• Information shown
● ● ● ● ● ● ●
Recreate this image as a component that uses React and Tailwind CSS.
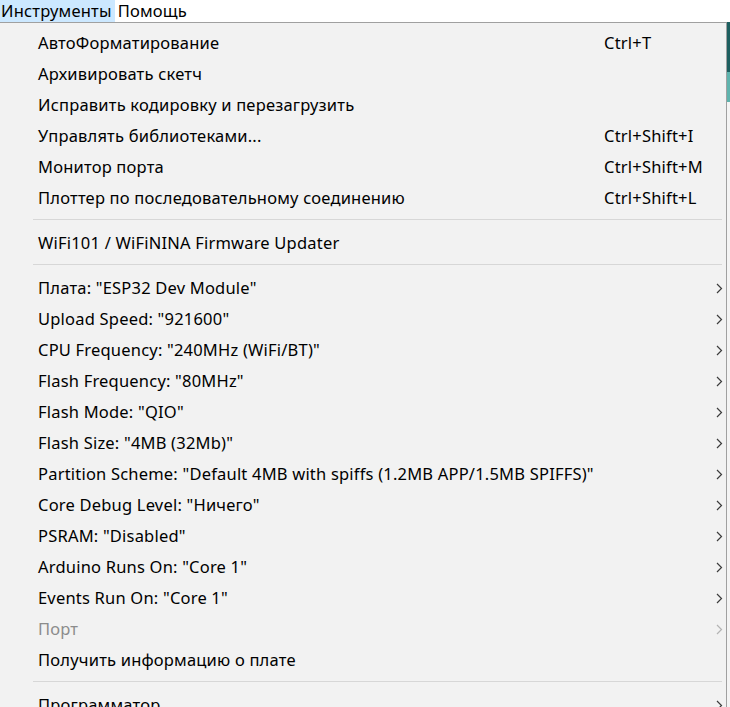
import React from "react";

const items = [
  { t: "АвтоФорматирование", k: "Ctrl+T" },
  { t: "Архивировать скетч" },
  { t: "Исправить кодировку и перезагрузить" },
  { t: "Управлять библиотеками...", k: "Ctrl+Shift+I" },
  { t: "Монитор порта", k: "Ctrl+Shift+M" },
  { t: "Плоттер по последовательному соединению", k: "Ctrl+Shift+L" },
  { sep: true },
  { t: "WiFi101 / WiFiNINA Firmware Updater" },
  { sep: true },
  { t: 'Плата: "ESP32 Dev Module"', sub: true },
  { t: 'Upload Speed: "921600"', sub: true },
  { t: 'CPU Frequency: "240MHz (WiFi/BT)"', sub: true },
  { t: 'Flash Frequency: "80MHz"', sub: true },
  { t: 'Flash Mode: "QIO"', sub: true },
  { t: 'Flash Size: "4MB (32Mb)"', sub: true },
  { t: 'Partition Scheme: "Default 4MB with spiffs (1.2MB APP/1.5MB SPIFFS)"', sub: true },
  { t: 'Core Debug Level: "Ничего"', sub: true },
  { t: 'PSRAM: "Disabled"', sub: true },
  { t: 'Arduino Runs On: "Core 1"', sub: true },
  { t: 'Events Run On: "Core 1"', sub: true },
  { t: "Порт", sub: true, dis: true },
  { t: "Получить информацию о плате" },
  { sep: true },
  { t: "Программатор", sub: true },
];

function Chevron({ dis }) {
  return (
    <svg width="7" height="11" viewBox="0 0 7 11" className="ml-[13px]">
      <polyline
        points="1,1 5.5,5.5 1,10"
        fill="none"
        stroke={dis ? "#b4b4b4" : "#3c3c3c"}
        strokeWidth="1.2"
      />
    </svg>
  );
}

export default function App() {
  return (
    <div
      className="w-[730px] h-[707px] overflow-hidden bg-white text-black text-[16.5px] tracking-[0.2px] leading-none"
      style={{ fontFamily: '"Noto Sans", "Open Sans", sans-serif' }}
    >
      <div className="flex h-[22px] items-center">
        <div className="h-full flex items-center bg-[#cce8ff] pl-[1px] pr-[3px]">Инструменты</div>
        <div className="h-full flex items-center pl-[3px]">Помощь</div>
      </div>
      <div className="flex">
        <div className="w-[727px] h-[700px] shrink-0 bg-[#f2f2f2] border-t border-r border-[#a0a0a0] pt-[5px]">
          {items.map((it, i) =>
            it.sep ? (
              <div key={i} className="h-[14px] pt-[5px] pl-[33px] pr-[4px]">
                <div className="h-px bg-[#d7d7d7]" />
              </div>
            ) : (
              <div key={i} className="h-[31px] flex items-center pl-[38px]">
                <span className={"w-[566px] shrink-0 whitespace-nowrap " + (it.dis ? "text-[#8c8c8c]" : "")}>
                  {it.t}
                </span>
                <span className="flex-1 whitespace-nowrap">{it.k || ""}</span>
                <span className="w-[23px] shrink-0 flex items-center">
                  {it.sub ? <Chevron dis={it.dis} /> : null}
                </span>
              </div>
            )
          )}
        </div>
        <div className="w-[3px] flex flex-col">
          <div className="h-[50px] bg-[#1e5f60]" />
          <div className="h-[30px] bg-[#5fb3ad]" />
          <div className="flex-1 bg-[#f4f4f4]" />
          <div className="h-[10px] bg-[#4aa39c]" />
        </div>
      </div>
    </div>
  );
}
● ● ● ● ● ● ●
Transcribe exactly, with no pictures, the lines running from the first line of the material through the line holding "import React from".

• Correct output
Recreate this image as a component that uses React and Tailwind CSS.
import React from "react";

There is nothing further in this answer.